Toriyama Sekien’s Tōdaiki

Today there are all kinds of urban legends about people traveling to foreign countries, staying in hostels, and then waking up in a bathtub of ice with surgical stitches and missing a few internal organs. As much as that sounds like a product of modernization and the trend of global tourism, urban legends like this have existed for as long as people have traveled. Tōdaiki is a fun example of such a legend; although, it deals with dark magic instead of amateur organ harvesting…

According to Sekien, long ago, a government minister named Karu no Daijin was sent on a mission to Tang China. This was a period of great movement of culture and ideas between China and Japan, so nothing is strange about that. However, when the envoy failed to return to Japan long after they were overdue, the minister’s son, Hitsu no Saishō, began to worry.

Utagawa Kuniyoshi’s print of Hitsu no Saishō encountering the tōdaiki

Hitsu no Saishō traveled to China to search for his missing father. He traveled far and wide, and in one particular location he came across something he had never seen before: a tōdaiki—a candlestick fashioned out of a living human being! By some combination of strange drugs and sorcery, the man’s ability to speak had been removed. His body was covered in tattoos, and a large candle had been placed in his head. He had been installed on a fancy little stand like a piece of furniture.

As Hitsu no Saishō looked in puzzlement at the strange sight, the human candlestick began to shed tears. Unable to speak, the man bit into he tip of his finger until it began to bleed. He scrawled out a few characters in his own blood. Upon reading them, Hitsu no Saishō realized in horror: the tōdaiki was his own father who he had come to China to search for!

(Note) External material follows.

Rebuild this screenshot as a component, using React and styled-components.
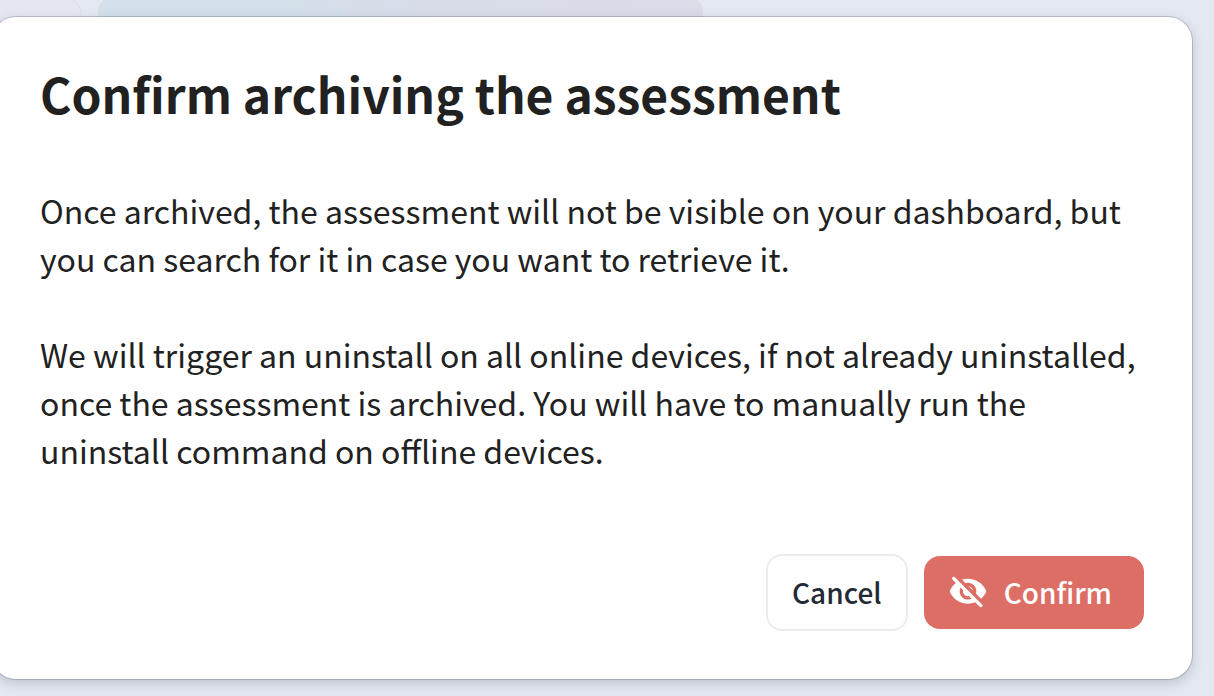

The people involved in this story are real. Hitsu no Saishō was the nickname of Fujiwara no Arikuni, a Heian period noble who lived from 943-1011 CE. Although the story about the tōdaiki is a fabrication, it’s an interesting example of where fact and folklore intersect. Because this early urban legend involved real people who were well known to educated readers, it gives the story much more weight. It’s not really any different from the story about George Washington and the cherry tree when you think about it… well, except that this one is far more terrifying!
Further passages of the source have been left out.